Written task:
Say how many lines include the word "styles", using only a number.

>> begin

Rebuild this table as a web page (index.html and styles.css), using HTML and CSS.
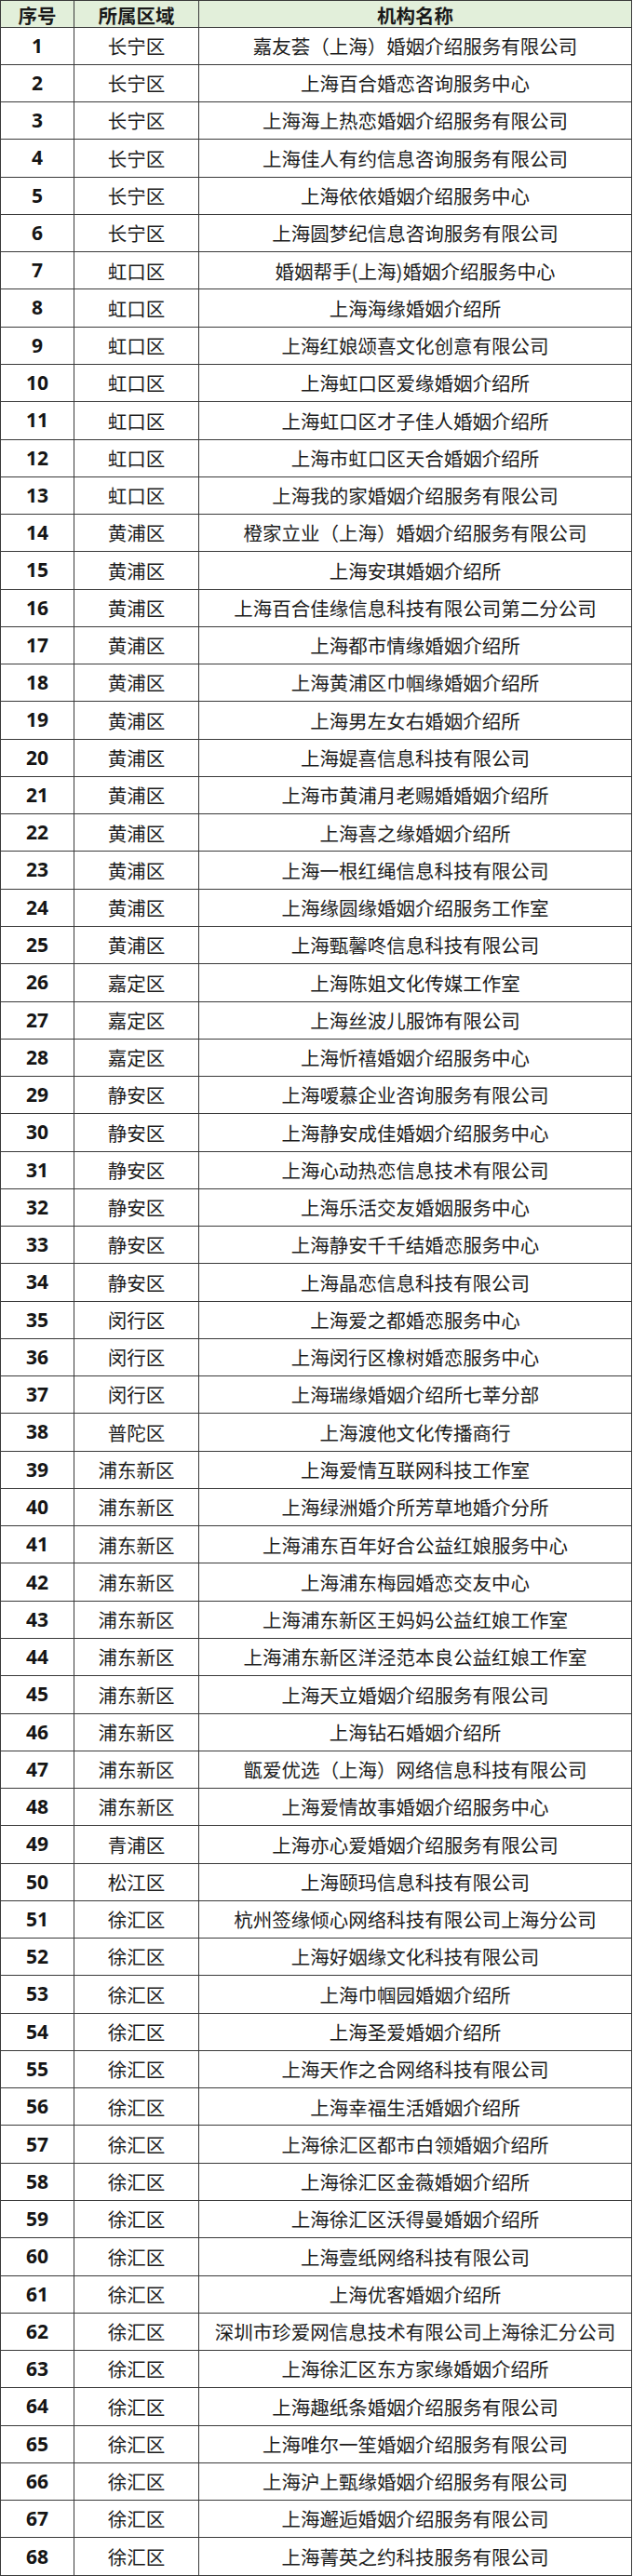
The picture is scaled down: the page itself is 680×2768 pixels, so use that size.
FILE: index.html
```html
<!DOCTYPE html>
<html lang="zh-CN">
<head>
<meta charset="utf-8">
<title>婚姻介绍机构名单</title>
<link rel="stylesheet" href="styles.css">
</head>
<body>
<table class="tbl">
<colgroup><col class="c-no"><col class="c-area"><col class="c-name"></colgroup>
<thead>
<tr><th>序号</th><th>所属区域</th><th>机构名称</th></tr>
</thead>
<tbody>
<tr><td class="no">1</td><td>长宁区</td><td>嘉友荟（上海）婚姻介绍服务有限公司</td></tr>
<tr><td class="no">2</td><td>长宁区</td><td>上海百合婚恋咨询服务中心</td></tr>
<tr><td class="no">3</td><td>长宁区</td><td>上海海上热恋婚姻介绍服务有限公司</td></tr>
<tr><td class="no">4</td><td>长宁区</td><td>上海佳人有约信息咨询服务有限公司</td></tr>
<tr><td class="no">5</td><td>长宁区</td><td>上海依依婚姻介绍服务中心</td></tr>
<tr><td class="no">6</td><td>长宁区</td><td>上海圆梦纪信息咨询服务有限公司</td></tr>
<tr><td class="no">7</td><td>虹口区</td><td>婚姻帮手(上海)婚姻介绍服务中心</td></tr>
<tr><td class="no">8</td><td>虹口区</td><td>上海海缘婚姻介绍所</td></tr>
<tr><td class="no">9</td><td>虹口区</td><td>上海红娘颂喜文化创意有限公司</td></tr>
<tr><td class="no">10</td><td>虹口区</td><td>上海虹口区爱缘婚姻介绍所</td></tr>
<tr><td class="no">11</td><td>虹口区</td><td>上海虹口区才子佳人婚姻介绍所</td></tr>
<tr><td class="no">12</td><td>虹口区</td><td>上海市虹口区天合婚姻介绍所</td></tr>
<tr><td class="no">13</td><td>虹口区</td><td>上海我的家婚姻介绍服务有限公司</td></tr>
<tr><td class="no">14</td><td>黄浦区</td><td>橙家立业（上海）婚姻介绍服务有限公司</td></tr>
<tr><td class="no">15</td><td>黄浦区</td><td>上海安琪婚姻介绍所</td></tr>
<tr><td class="no">16</td><td>黄浦区</td><td>上海百合佳缘信息科技有限公司第二分公司</td></tr>
<tr><td class="no">17</td><td>黄浦区</td><td>上海都市情缘婚姻介绍所</td></tr>
<tr><td class="no">18</td><td>黄浦区</td><td>上海黄浦区巾帼缘婚姻介绍所</td></tr>
<tr><td class="no">19</td><td>黄浦区</td><td>上海男左女右婚姻介绍所</td></tr>
<tr><td class="no">20</td><td>黄浦区</td><td>上海媞喜信息科技有限公司</td></tr>
<tr><td class="no">21</td><td>黄浦区</td><td>上海市黄浦月老赐婚婚姻介绍所</td></tr>
<tr><td class="no">22</td><td>黄浦区</td><td>上海喜之缘婚姻介绍所</td></tr>
<tr><td class="no">23</td><td>黄浦区</td><td>上海一根红绳信息科技有限公司</td></tr>
<tr><td class="no">24</td><td>黄浦区</td><td>上海缘圆缘婚姻介绍服务工作室</td></tr>
<tr><td class="no">25</td><td>黄浦区</td><td>上海甄馨咚信息科技有限公司</td></tr>
<tr><td class="no">26</td><td>嘉定区</td><td>上海陈姐文化传媒工作室</td></tr>
<tr><td class="no">27</td><td>嘉定区</td><td>上海丝波儿服饰有限公司</td></tr>
<tr><td class="no">28</td><td>嘉定区</td><td>上海忻禧婚姻介绍服务中心</td></tr>
<tr><td class="no">29</td><td>静安区</td><td>上海嗳慕企业咨询服务有限公司</td></tr>
<tr><td class="no">30</td><td>静安区</td><td>上海静安成佳婚姻介绍服务中心</td></tr>
<tr><td class="no">31</td><td>静安区</td><td>上海心动热恋信息技术有限公司</td></tr>
<tr><td class="no">32</td><td>静安区</td><td>上海乐活交友婚姻服务中心</td></tr>
<tr><td class="no">33</td><td>静安区</td><td>上海静安千千结婚恋服务中心</td></tr>
<tr><td class="no">34</td><td>静安区</td><td>上海晶恋信息科技有限公司</td></tr>
<tr><td class="no">35</td><td>闵行区</td><td>上海爱之都婚恋服务中心</td></tr>
<tr><td class="no">36</td><td>闵行区</td><td>上海闵行区橡树婚恋服务中心</td></tr>
<tr><td class="no">37</td><td>闵行区</td><td>上海瑞缘婚姻介绍所七莘分部</td></tr>
<tr><td class="no">38</td><td>普陀区</td><td>上海渡他文化传播商行</td></tr>
<tr><td class="no">39</td><td>浦东新区</td><td>上海爱情互联网科技工作室</td></tr>
<tr><td class="no">40</td><td>浦东新区</td><td>上海绿洲婚介所芳草地婚介分所</td></tr>
<tr><td class="no">41</td><td>浦东新区</td><td>上海浦东百年好合公益红娘服务中心</td></tr>
<tr><td class="no">42</td><td>浦东新区</td><td>上海浦东梅园婚恋交友中心</td></tr>
<tr><td class="no">43</td><td>浦东新区</td><td>上海浦东新区王妈妈公益红娘工作室</td></tr>
<tr><td class="no">44</td><td>浦东新区</td><td>上海浦东新区洋泾范本良公益红娘工作室</td></tr>
<tr><td class="no">45</td><td>浦东新区</td><td>上海天立婚姻介绍服务有限公司</td></tr>
<tr><td class="no">46</td><td>浦东新区</td><td>上海钻石婚姻介绍所</td></tr>
<tr><td class="no">47</td><td>浦东新区</td><td>甑爱优选（上海）网络信息科技有限公司</td></tr>
<tr><td class="no">48</td><td>浦东新区</td><td>上海爱情故事婚姻介绍服务中心</td></tr>
<tr><td class="no">49</td><td>青浦区</td><td>上海亦心爱婚姻介绍服务有限公司</td></tr>
<tr><td class="no">50</td><td>松江区</td><td>上海颐玛信息科技有限公司</td></tr>
<tr><td class="no">51</td><td>徐汇区</td><td>杭州签缘倾心网络科技有限公司上海分公司</td></tr>
<tr><td class="no">52</td><td>徐汇区</td><td>上海好姻缘文化科技有限公司</td></tr>
<tr><td class="no">53</td><td>徐汇区</td><td>上海巾帼园婚姻介绍所</td></tr>
<tr><td class="no">54</td><td>徐汇区</td><td>上海圣爱婚姻介绍所</td></tr>
<tr><td class="no">55</td><td>徐汇区</td><td>上海天作之合网络科技有限公司</td></tr>
<tr><td class="no">56</td><td>徐汇区</td><td>上海幸福生活婚姻介绍所</td></tr>
<tr><td class="no">57</td><td>徐汇区</td><td>上海徐汇区都市白领婚姻介绍所</td></tr>
<tr><td class="no">58</td><td>徐汇区</td><td>上海徐汇区金薇婚姻介绍所</td></tr>
<tr><td class="no">59</td><td>徐汇区</td><td>上海徐汇区沃得曼婚姻介绍所</td></tr>
<tr><td class="no">60</td><td>徐汇区</td><td>上海壹纸网络科技有限公司</td></tr>
<tr><td class="no">61</td><td>徐汇区</td><td>上海优客婚姻介绍所</td></tr>
<tr><td class="no">62</td><td>徐汇区</td><td>深圳市珍爱网信息技术有限公司上海徐汇分公司</td></tr>
<tr><td class="no">63</td><td>徐汇区</td><td>上海徐汇区东方家缘婚姻介绍所</td></tr>
<tr><td class="no">64</td><td>徐汇区</td><td>上海趣纸条婚姻介绍服务有限公司</td></tr>
<tr><td class="no">65</td><td>徐汇区</td><td>上海唯尔一笙婚姻介绍服务有限公司</td></tr>
<tr><td class="no">66</td><td>徐汇区</td><td>上海沪上甄缘婚姻介绍服务有限公司</td></tr>
<tr><td class="no">67</td><td>徐汇区</td><td>上海邂逅婚姻介绍服务有限公司</td></tr>
<tr><td class="no">68</td><td>徐汇区</td><td>上海菁英之约科技服务有限公司</td></tr>
</tbody>
</table>
</body>
</html>
```

FILE: styles.css
```css
html, body {
  margin: 0;
  padding: 0;
  background: #ffffff;
}

body {
  font-family: "Noto Sans CJK SC", "Noto Sans", sans-serif;
  color: #1c1c1c;
}

.tbl {
  width: 679px;
  height: 2768px;
  border-collapse: collapse;
  table-layout: fixed;
}

.c-no { width: 79px; }
.c-area { width: 134px; }

.tbl th,
.tbl td {
  border: 1px solid #3a3a3a;
  padding: 0;
  text-align: center;
  vertical-align: middle;
  font-size: 20.5px;
  line-height: 1.2;
  white-space: nowrap;
}

.tbl th {
  background: #e2efda;
  font-weight: 700;
  color: #1a1a1a;
  padding-top: 3px;
}

.tbl td {
  font-weight: 400;
}

.tbl td.no {
  font-family: "Open Sans", "DejaVu Sans", sans-serif;
  font-weight: 700;
  font-size: 21px;
  color: #151515;
}
```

>> end

Response:
3